エクソスーツや宇宙船の強化パーツの中には,評価が高くないとレシピを買えないものがあるため,ギルドミッションは中期的な目標にもなっている。こちらもシングルプレイミッションと同様,モチベーションを強化する要素というわけだ。ギルドミッションをこなしつつユニット(お金)を稼いでいると,サバイバル/クラフト系アクションゲームというよりはRPGを遊んでいるようにも感じられる。
ある程度資金に余裕ができたら,貿易をするのもいいだろう。星系には7つの「経済タイプ」のいずれかが割り振られており,それぞれにニーズが異なっている。「発電」タイプの星系で手に入れた物が,「鉱業」タイプの星系で高く売れるなど,相関関係にあるのだ。
たくさんの品物を運んでガッチリ稼げば,数億ユニットもするような「貨物船」を買うのも夢ではない……かもしれない。貨物船は大量のアイテムを運べるうえ,複数の宇宙船をストックしたり,船内に基地を作ったり(!)できるため,いつかは手に入れてみたいところだ。
さらにAtlas Risesでは,宇宙船による地表の低空飛行も可能になった。山をかすめるように飛んだり,洞窟の中に入ったりといった心躍るシチュエーションを楽しめる。
また,「共同探査」は「マルチプレイへの第一歩」とでも言うべき機能になっている。現在は同じ惑星にいるプレイヤー同士がボイスチャットできるのだが,本作の宇宙には1800京以上の惑星があるため,普通に遊んでいたのでは合流などできるはずがない。残念ながら筆者も誰とも遭遇できなかったのだが,マルチプレイ要素の充実については今後のアップデートに期待したい。
発売時点のNo Man’s Skyを見て失望した人が多かったこと。そして,プレイヤーを選ぶ作品であったことは事実だ。発売直後にはイギリスの広告基準協議会(ASA)に「誇大広告を行ったのではないか」という訴えが起こり(調査の結果,棄却),ソニー・インタラクティブエンタテインメントのワールドワイド・スタジオ プレジデントである吉田修平氏はEurogamerのインタビューに「良いPR戦略ではなかった(It wasn't a great PR strategy)」と答えている。
一方で,発売から1年間にわたって地道にアップデートが続けられてきたのも事実である。シングルプレイミッションやギルドミッションのおかげでハードルは低くなっており,発売当初ほど人を選ぶゲームでないと感じられる。
ポイントは,これらの大型アップデートが有料の拡張パックやDLCではなく,無料で実装されているということだ。

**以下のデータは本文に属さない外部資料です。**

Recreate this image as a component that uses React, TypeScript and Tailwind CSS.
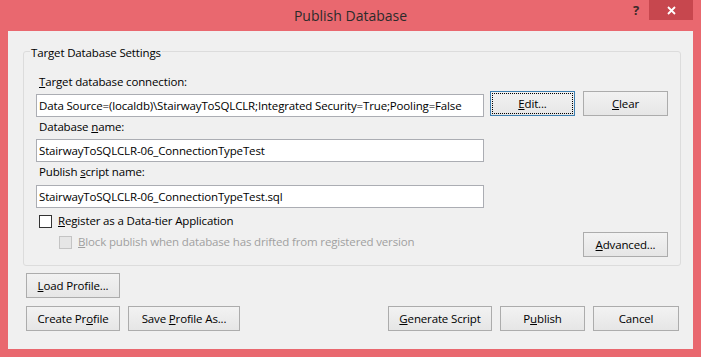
import type { ReactNode } from "react";

function Btn({ className = "", focus = false, children }: { className?: string; focus?: boolean; children: ReactNode }) {
  return (
    <button
      type="button"
      className={`h-[25px] shrink-0 border text-[11.5px] tracking-[-0.15px] leading-[16px] text-black bg-linear-to-b from-[#f2f2f2] to-[#e6e6e6] ${
        focus ? "border-[#3c7fb1] outline-1 outline-dotted outline-black -outline-offset-3" : "border-[#acacac]"
      } ${className}`}
    >
      {children}
    </button>
  );
}

function TextBox({ value, className = "" }: { value: string; className?: string }) {
  return (
    <div className={`h-[23px] shrink-0 border border-[#abadb3] bg-white pl-[2px] flex items-center whitespace-nowrap overflow-hidden ${className}`}>
      {value}
    </div>
  );
}

export default function App() {
  return (
    <div className="w-[701px] h-[357px] bg-[#e9686f] flex flex-col px-[8px] pb-[8px] font-['Open_Sans',sans-serif] text-[11.5px] tracking-[-0.15px] leading-[16px] text-black">
      {/* title bar */}
      <div className="h-[31px] shrink-0 relative">
        <div className="text-center text-[14px] tracking-normal leading-[20px] pt-[6px] text-[#2b2b2b]">Publish Database</div>
        <div className="absolute top-0 right-[44px] w-[26px] h-[20px] flex items-center justify-center text-[13px] font-bold text-[#3a2a2a]">?</div>
        <div className="absolute top-0 right-0 w-[44px] h-[20px] bg-[#c7474e] flex items-center justify-center">
          <svg width="9" height="9" viewBox="0 0 9 9">
            <path d="M1 1L8 8M8 1L1 8" stroke="#fff" strokeWidth="1.8" />
          </svg>
        </div>
      </div>

      {/* client area */}
      <div className="flex-1 bg-[#f0f0f0] flex flex-col pt-[20px] pl-[15px] pr-[12px]">
        <div className="border border-[#dcdcdc] rounded-[3px] flex flex-col px-[12px] pb-[8px]">
          <span className="-mt-[7px] -ml-[6px] self-start px-[1px] bg-[#f0f0f0]">Target Database Settings</span>

          <span className="mt-[13px] ml-[3px]">
            <span className="underline">T</span>arget database connection:
          </span>
          <div className="mt-[1px] flex items-start">
            <TextBox className="mt-[3px] w-[448px]" value="Data Source=(localdb)\StairwayToSQLCLR;Integrated Security=True;Pooling=False" />
            <Btn focus className="ml-[6px] w-[85px]">
              <span className="underline">E</span>dit...
            </Btn>
            <Btn className="ml-[8px] w-[85px]">
              <span className="underline">C</span>lear
            </Btn>
          </div>

          <span className="mt-[2px] ml-[3px]">
            Database <span className="underline">n</span>ame:
          </span>
          <TextBox className="mt-[4px] w-[448px]" value="StairwayToSQLCLR-06_ConnectionTypeTest" />

          <span className="mt-[2px] ml-[3px]">
            Publish <span className="underline">s</span>cript name:
          </span>
          <TextBox className="mt-[5px] w-[448px]" value="StairwayToSQLCLR-06_ConnectionTypeTest.sql" />

          <div className="mt-[5px] ml-[3px] h-[16px] flex items-center">
            <div className="w-[13px] h-[13px] border border-[#333333] bg-white" />
            <span className="ml-[6px]">
              <span className="underline">R</span>egister as a Data-tier Application
            </span>
          </div>

          <div className="mt-[3px] flex items-start">
            <div className="mt-[2px] ml-[23px] h-[16px] flex items-center text-[#a0a0a0]">
              <div className="w-[13px] h-[13px] border border-[#c4c4c4] bg-[#e6e6e6]" />
              <span className="ml-[6px]">
                <span className="underline">B</span>lock publish when database has drifted from registered version
              </span>
            </div>
            <div className="flex-1" />
            <Btn className="w-[85px]">
              <span className="underline">A</span>dvanced...
            </Btn>
          </div>
        </div>

        <div className="mt-[7px] ml-[3px] flex">
          <Btn className="w-[94px]">
            <span className="underline">L</span>oad Profile...
          </Btn>
        </div>

        <div className="mt-[8px] ml-[3px] mr-[2px] flex">
          <Btn className="w-[94px]">
            Create Pr<span className="underline">o</span>file
          </Btn>
          <Btn className="ml-[8px] w-[112px]">
            Save <span className="underline">P</span>rofile As...
          </Btn>
          <div className="flex-1" />
          <Btn className="w-[104px]">
            <span className="underline">G</span>enerate Script
          </Btn>
          <Btn className="ml-[8px] w-[85px]">
            P<span className="underline">u</span>blish
          </Btn>
          <Btn className="ml-[8px] w-[86px]">Cancel</Btn>
        </div>
      </div>
    </div>
  );
}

すでにNo Man’s Skyを買った人ならゲームを立ち上げるだけで新要素を楽しめるし,これから買う人も特別な手続きをする必要はない。
こうした努力の甲斐あり,SteamのカスタマーレビューにおけるNo Man’s Skyの評価は確実に改善されている。これは開発者とプレイヤーの双方にとって明るいニュースと言えるだろう。誠意を持ってアップデートを続ければレビューも上向き,悪評を覆すことができるのだ。
マルチプレイについてはまだまだ初期段階であり,UIに関しても微妙に使いづらい部分もある。また,移動に費やす時間が長かったり,効率的なユニット稼ぎが分からないと物価の高さに苦労するなど,気になる点があるのは確かだ。
しかし,現在もアップデートは続けられており,新要素の追加だけでなく,操作性を向上する細かな調整も行われている(例えば,宇宙船で高速移動する「パルスジャンプ」は,原稿執筆中にもA/Dの同時押しからSpaceバーに変更されて使いやすくなった)。
万人向けのゲームでないのは確かだが,SFやサバイバル,探索が好きな人であれば,遊んでみる価値のあるゲームに仕上がっていると感じられた。今後のHello Gamesの奮闘に引き続き注目していきたい。